_Recorded information_.
"""

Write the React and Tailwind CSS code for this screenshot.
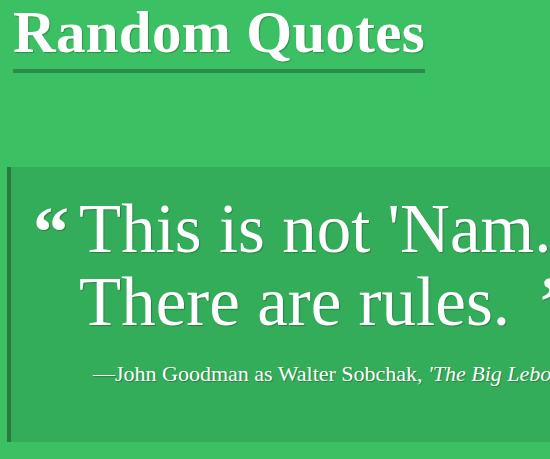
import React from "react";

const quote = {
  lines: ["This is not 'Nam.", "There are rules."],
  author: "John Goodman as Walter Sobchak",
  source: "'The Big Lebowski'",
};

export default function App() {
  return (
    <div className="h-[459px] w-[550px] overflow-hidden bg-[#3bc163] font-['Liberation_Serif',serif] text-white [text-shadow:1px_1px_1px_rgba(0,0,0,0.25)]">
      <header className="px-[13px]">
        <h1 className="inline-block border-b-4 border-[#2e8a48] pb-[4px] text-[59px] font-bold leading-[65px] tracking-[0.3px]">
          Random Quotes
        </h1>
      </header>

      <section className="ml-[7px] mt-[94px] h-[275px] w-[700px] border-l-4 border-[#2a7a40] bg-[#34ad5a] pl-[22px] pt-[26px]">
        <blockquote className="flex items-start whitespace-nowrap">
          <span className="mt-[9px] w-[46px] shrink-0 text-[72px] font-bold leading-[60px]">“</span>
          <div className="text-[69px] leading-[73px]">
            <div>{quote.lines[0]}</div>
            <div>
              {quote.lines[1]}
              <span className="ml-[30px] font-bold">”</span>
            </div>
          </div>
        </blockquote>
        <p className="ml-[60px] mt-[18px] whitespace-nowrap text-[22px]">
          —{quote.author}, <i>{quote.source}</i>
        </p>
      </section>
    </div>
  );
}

"""

_Exercise requirements_. Give every line above again exactly, with no pictures.

_Expected answer_.
Write the React and Tailwind CSS code for this screenshot.
import React from "react";

const quote = {
  lines: ["This is not 'Nam.", "There are rules."],
  author: "John Goodman as Walter Sobchak",
  source: "'The Big Lebowski'",
};

export default function App() {
  return (
    <div className="h-[459px] w-[550px] overflow-hidden bg-[#3bc163] font-['Liberation_Serif',serif] text-white [text-shadow:1px_1px_1px_rgba(0,0,0,0.25)]">
      <header className="px-[13px]">
        <h1 className="inline-block border-b-4 border-[#2e8a48] pb-[4px] text-[59px] font-bold leading-[65px] tracking-[0.3px]">
          Random Quotes
        </h1>
      </header>

      <section className="ml-[7px] mt-[94px] h-[275px] w-[700px] border-l-4 border-[#2a7a40] bg-[#34ad5a] pl-[22px] pt-[26px]">
        <blockquote className="flex items-start whitespace-nowrap">
          <span className="mt-[9px] w-[46px] shrink-0 text-[72px] font-bold leading-[60px]">“</span>
          <div className="text-[69px] leading-[73px]">
            <div>{quote.lines[0]}</div>
            <div>
              {quote.lines[1]}
              <span className="ml-[30px] font-bold">”</span>
            </div>
          </div>
        </blockquote>
        <p className="ml-[60px] mt-[18px] whitespace-nowrap text-[22px]">
          —{quote.author}, <i>{quote.source}</i>
        </p>
      </section>
    </div>
  );
}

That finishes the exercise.